━━━━━ COLLECTED MATERIAL

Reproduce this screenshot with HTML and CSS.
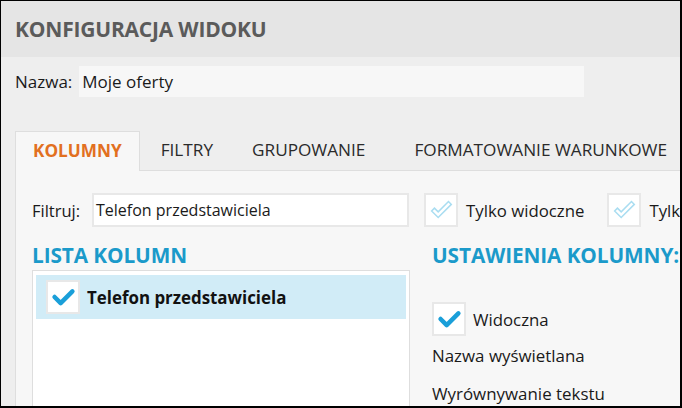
FILE: index.html
```html
<!DOCTYPE html>
<html lang="pl">
<head>
<meta charset="utf-8">
<title>Konfiguracja widoku</title>
<link rel="stylesheet" href="styles.css">
</head>
<body>
<div class="frame">
  <header class="header">
    <h1 class="title">KONFIGURACJA WIDOKU</h1>
  </header>
  <main class="main">
    <div class="name-row">
      <label class="label">Nazwa:</label>
      <div class="name-input">Moje oferty</div>
    </div>
    <nav class="tabs">
      <div class="tab tab-active">KOLUMNY</div>
      <div class="tab tab-filtry">FILTRY</div>
      <div class="tab tab-grup">GRUPOWANIE</div>
      <div class="tab tab-format">FORMATOWANIE WARUNKOWE</div>
    </nav>
    <section class="panel">
      <div class="filter-row">
        <label class="label filter-label">Filtruj:</label>
        <div class="filter-input">Telefon przedstawiciela</div>
        <div class="check-item">
          <span class="box">
            <svg class="icon" viewBox="0 0 32 32"><path d="M6 17 L13 24 L27 10 L24 7 L13 18 L9 14 Z" fill="none" stroke="#a9ddf1" stroke-width="1.6" stroke-linejoin="miter"/></svg>
          </span>
          <span class="check-text">Tylko widoczne</span>
        </div>
        <div class="check-item">
          <span class="box">
            <svg class="icon" viewBox="0 0 32 32"><path d="M6 17 L13 24 L27 10 L24 7 L13 18 L9 14 Z" fill="none" stroke="#a9ddf1" stroke-width="1.6" stroke-linejoin="miter"/></svg>
          </span>
          <span class="check-text">Tylko zaznaczone</span>
        </div>
      </div>
      <div class="columns">
        <div class="col-left">
          <h2 class="section-title">LISTA KOLUMN</h2>
          <div class="list">
            <div class="list-row">
              <span class="box">
                <svg class="icon" viewBox="0 0 32 32"><path d="M7 16 L13.5 22.5 L26 10" fill="none" stroke="#1a9fd9" stroke-width="4.8" stroke-linecap="round" stroke-linejoin="round"/></svg>
              </span>
              <span class="list-text">Telefon przedstawiciela</span>
            </div>
          </div>
        </div>
        <div class="col-right">
          <h2 class="section-title">USTAWIENIA KOLUMNY:</h2>
          <div class="check-item visible-item">
            <span class="box">
              <svg class="icon" viewBox="0 0 32 32"><path d="M7 16 L13.5 22.5 L26 10" fill="none" stroke="#1a9fd9" stroke-width="4.8" stroke-linecap="round" stroke-linejoin="round"/></svg>
            </span>
            <span class="check-text">Widoczna</span>
          </div>
          <div class="field-label">Nazwa wyświetlana</div>
          <div class="field-label field-label-2">Wyrównywanie tekstu</div>
        </div>
      </div>
    </section>
  </main>
</div>
</body>
</html>
```

FILE: styles.css
```css
* { box-sizing: border-box; }
html, body { margin: 0; padding: 0; }
body {
  width: 682px;
  height: 408px;
  overflow: hidden;
  font-family: "Open Sans", "Noto Sans", sans-serif;
  color: #1a1a1a;
  background: #000;
}
.frame {
  width: 682px;
  height: 408px;
  border-style: solid;
  border-color: #000;
  border-width: 1px 2px 2px 1px;
  background: #eeeeee;
  overflow: hidden;
  display: flex;
  flex-direction: column;
}
.header {
  height: 56px;
  flex: none;
  background: #e5e5e5;
  display: flex;
  align-items: center;
  padding-left: 14px;
}
.title {
  margin: 0;
  font-size: 21px;
  font-weight: 700;
  color: #5b5b5b;
  letter-spacing: -0.2px;
}
.main {
  flex: 1;
  padding: 9px 0 0 14px;
  display: flex;
  flex-direction: column;
  min-height: 0;
}
.name-row {
  display: flex;
  align-items: center;
  height: 31px;
}
.label {
  font-size: 17px;
  color: #1a1a1a;
  white-space: nowrap;
}
.name-input {
  margin-left: 7px;
  width: 505px;
  height: 31px;
  background: #f7f7f7;
  font-size: 17px;
  line-height: 31px;
  padding-left: 3px;
}
.tabs {
  display: flex;
  margin-top: 34px;
  height: 39px;
  flex: none;
  position: relative;
  z-index: 1;
}
.tab {
  font-size: 17.2px;
  color: #2a2a2a;
  line-height: 38px;
  padding: 0 19px;
  white-space: nowrap;
}
.tab-active {
  color: #e2701f;
  font-weight: 700;
  background: #f7f7f7;
  border: 1px solid #dedede;
  border-bottom: none;
  height: 40px;
  padding: 0 17px;
}
.tab-filtry { padding: 0 19px 0 21px; }
.tab-grup { padding: 0 24px 0 20px; }
.tab-format { padding-left: 25px; }
.panel {
  flex: 1;
  width: 700px;
  background: #f7f7f7;
  border-top: 1px solid #dedede;
  border-left: 1px solid #dedede;
  padding: 22px 0 0 16px;
  min-height: 0;
}
.filter-row {
  display: flex;
  align-items: center;
  height: 34px;
}
.filter-label { width: 60px; flex: none; font-size: 16.5px; }
.filter-input {
  width: 317px;
  height: 34px;
  background: #fff;
  border: 2px solid #e8e8e8;
  font-size: 16px;
  line-height: 30px;
  padding-left: 2px;
  flex: none;
}
.check-item {
  display: flex;
  align-items: center;
  margin-left: 15px;
  flex: none;
}
.check-item + .check-item { margin-left: 23px; }
.box {
  width: 34px;
  height: 34px;
  background: #fff;
  border: 2px solid #e8e8e8;
  display: flex;
  align-items: center;
  justify-content: center;
  flex: none;
}
.icon { width: 30px; height: 30px; }
.check-text {
  font-size: 16.8px;
  margin-left: 8px;
  white-space: nowrap;
}
.columns {
  display: flex;
  margin-top: 14px;
}
.col-left { width: 378px; flex: none; }
.col-right { margin-left: 22px; }
.section-title {
  margin: 0;
  font-size: 20.8px;
  font-weight: 700;
  color: #1b9aca;
  line-height: 28px;
  letter-spacing: -0.1px;
  white-space: nowrap;
}
.list {
  margin-top: 1px;
  height: 200px;
  background: #fff;
  border: 1px solid #dedede;
  padding: 4px 3px;
}
.list-row {
  height: 44px;
  background: #d1ecf7;
  display: flex;
  align-items: center;
  padding-left: 10px;
}
.list-text {
  font-size: 16.9px;
  font-weight: 700;
  margin-left: 7px;
  color: #111;
}
.visible-item {
  margin-left: 0;
  margin-top: 33px;
}
.visible-item .check-text { margin-left: 7px; }
.field-label {
  font-size: 16.9px;
  margin-top: 6px;
  line-height: 28px;
  white-space: nowrap;
}
.field-label-2 { margin-top: 10px; }
```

━━━━━━━━━━

Repeat the data exactly in full, omitting its pictures.

> _COMPLETED TASK_:
Reproduce this screenshot with HTML and CSS.
FILE: index.html
```html
<!DOCTYPE html>
<html lang="pl">
<head>
<meta charset="utf-8">
<title>Konfiguracja widoku</title>
<link rel="stylesheet" href="styles.css">
</head>
<body>
<div class="frame">
  <header class="header">
    <h1 class="title">KONFIGURACJA WIDOKU</h1>
  </header>
  <main class="main">
    <div class="name-row">
      <label class="label">Nazwa:</label>
      <div class="name-input">Moje oferty</div>
    </div>
    <nav class="tabs">
      <div class="tab tab-active">KOLUMNY</div>
      <div class="tab tab-filtry">FILTRY</div>
      <div class="tab tab-grup">GRUPOWANIE</div>
      <div class="tab tab-format">FORMATOWANIE WARUNKOWE</div>
    </nav>
    <section class="panel">
      <div class="filter-row">
        <label class="label filter-label">Filtruj:</label>
        <div class="filter-input">Telefon przedstawiciela</div>
        <div class="check-item">
          <span class="box">
            <svg class="icon" viewBox="0 0 32 32"><path d="M6 17 L13 24 L27 10 L24 7 L13 18 L9 14 Z" fill="none" stroke="#a9ddf1" stroke-width="1.6" stroke-linejoin="miter"/></svg>
          </span>
          <span class="check-text">Tylko widoczne</span>
        </div>
        <div class="check-item">
          <span class="box">
            <svg class="icon" viewBox="0 0 32 32"><path d="M6 17 L13 24 L27 10 L24 7 L13 18 L9 14 Z" fill="none" stroke="#a9ddf1" stroke-width="1.6" stroke-linejoin="miter"/></svg>
          </span>
          <span class="check-text">Tylko zaznaczone</span>
        </div>
      </div>
      <div class="columns">
        <div class="col-left">
          <h2 class="section-title">LISTA KOLUMN</h2>
          <div class="list">
            <div class="list-row">
              <span class="box">
                <svg class="icon" viewBox="0 0 32 32"><path d="M7 16 L13.5 22.5 L26 10" fill="none" stroke="#1a9fd9" stroke-width="4.8" stroke-linecap="round" stroke-linejoin="round"/></svg>
              </span>
              <span class="list-text">Telefon przedstawiciela</span>
            </div>
          </div>
        </div>
        <div class="col-right">
          <h2 class="section-title">USTAWIENIA KOLUMNY:</h2>
          <div class="check-item visible-item">
            <span class="box">
              <svg class="icon" viewBox="0 0 32 32"><path d="M7 16 L13.5 22.5 L26 10" fill="none" stroke="#1a9fd9" stroke-width="4.8" stroke-linecap="round" stroke-linejoin="round"/></svg>
            </span>
            <span class="check-text">Widoczna</span>
          </div>
          <div class="field-label">Nazwa wyświetlana</div>
          <div class="field-label field-label-2">Wyrównywanie tekstu</div>
        </div>
      </div>
    </section>
  </main>
</div>
</body>
</html>
```

FILE: styles.css
```css
* { box-sizing: border-box; }
html, body { margin: 0; padding: 0; }
body {
  width: 682px;
  height: 408px;
  overflow: hidden;
  font-family: "Open Sans", "Noto Sans", sans-serif;
  color: #1a1a1a;
  background: #000;
}
.frame {
  width: 682px;
  height: 408px;
  border-style: solid;
  border-color: #000;
  border-width: 1px 2px 2px 1px;
  background: #eeeeee;
  overflow: hidden;
  display: flex;
  flex-direction: column;
}
.header {
  height: 56px;
  flex: none;
  background: #e5e5e5;
  display: flex;
  align-items: center;
  padding-left: 14px;
}
.title {
  margin: 0;
  font-size: 21px;
  font-weight: 700;
  color: #5b5b5b;
  letter-spacing: -0.2px;
}
.main {
  flex: 1;
  padding: 9px 0 0 14px;
  display: flex;
  flex-direction: column;
  min-height: 0;
}
.name-row {
  display: flex;
  align-items: center;
  height: 31px;
}
.label {
  font-size: 17px;
  color: #1a1a1a;
  white-space: nowrap;
}
.name-input {
  margin-left: 7px;
  width: 505px;
  height: 31px;
  background: #f7f7f7;
  font-size: 17px;
  line-height: 31px;
  padding-left: 3px;
}
.tabs {
  display: flex;
  margin-top: 34px;
  height: 39px;
  flex: none;
  position: relative;
  z-index: 1;
}
.tab {
  font-size: 17.2px;
  color: #2a2a2a;
  line-height: 38px;
  padding: 0 19px;
  white-space: nowrap;
}
.tab-active {
  color: #e2701f;
  font-weight: 700;
  background: #f7f7f7;
  border: 1px solid #dedede;
  border-bottom: none;
  height: 40px;
  padding: 0 17px;
}
.tab-filtry { padding: 0 19px 0 21px; }
.tab-grup { padding: 0 24px 0 20px; }
.tab-format { padding-left: 25px; }
.panel {
  flex: 1;
  width: 700px;
  background: #f7f7f7;
  border-top: 1px solid #dedede;
  border-left: 1px solid #dedede;
  padding: 22px 0 0 16px;
  min-height: 0;
}
.filter-row {
  display: flex;
  align-items: center;
  height: 34px;
}
.filter-label { width: 60px; flex: none; font-size: 16.5px; }
.filter-input {
  width: 317px;
  height: 34px;
  background: #fff;
  border: 2px solid #e8e8e8;
  font-size: 16px;
  line-height: 30px;
  padding-left: 2px;
  flex: none;
}
.check-item {
  display: flex;
  align-items: center;
  margin-left: 15px;
  flex: none;
}
.check-item + .check-item { margin-left: 23px; }
.box {
  width: 34px;
  height: 34px;
  background: #fff;
  border: 2px solid #e8e8e8;
  display: flex;
  align-items: center;
  justify-content: center;
  flex: none;
}
.icon { width: 30px; height: 30px; }
.check-text {
  font-size: 16.8px;
  margin-left: 8px;
  white-space: nowrap;
}
.columns {
  display: flex;
  margin-top: 14px;
}
.col-left { width: 378px; flex: none; }
.col-right { margin-left: 22px; }
.section-title {
  margin: 0;
  font-size: 20.8px;
  font-weight: 700;
  color: #1b9aca;
  line-height: 28px;
  letter-spacing: -0.1px;
  white-space: nowrap;
}
.list {
  margin-top: 1px;
  height: 200px;
  background: #fff;
  border: 1px solid #dedede;
  padding: 4px 3px;
}
.list-row {
  height: 44px;
  background: #d1ecf7;
  display: flex;
  align-items: center;
  padding-left: 10px;
}
.list-text {
  font-size: 16.9px;
  font-weight: 700;
  margin-left: 7px;
  color: #111;
}
.visible-item {
  margin-left: 0;
  margin-top: 33px;
}
.visible-item .check-text { margin-left: 7px; }
.field-label {
  font-size: 16.9px;
  margin-top: 6px;
  line-height: 28px;
  white-space: nowrap;
}
.field-label-2 { margin-top: 10px; }
```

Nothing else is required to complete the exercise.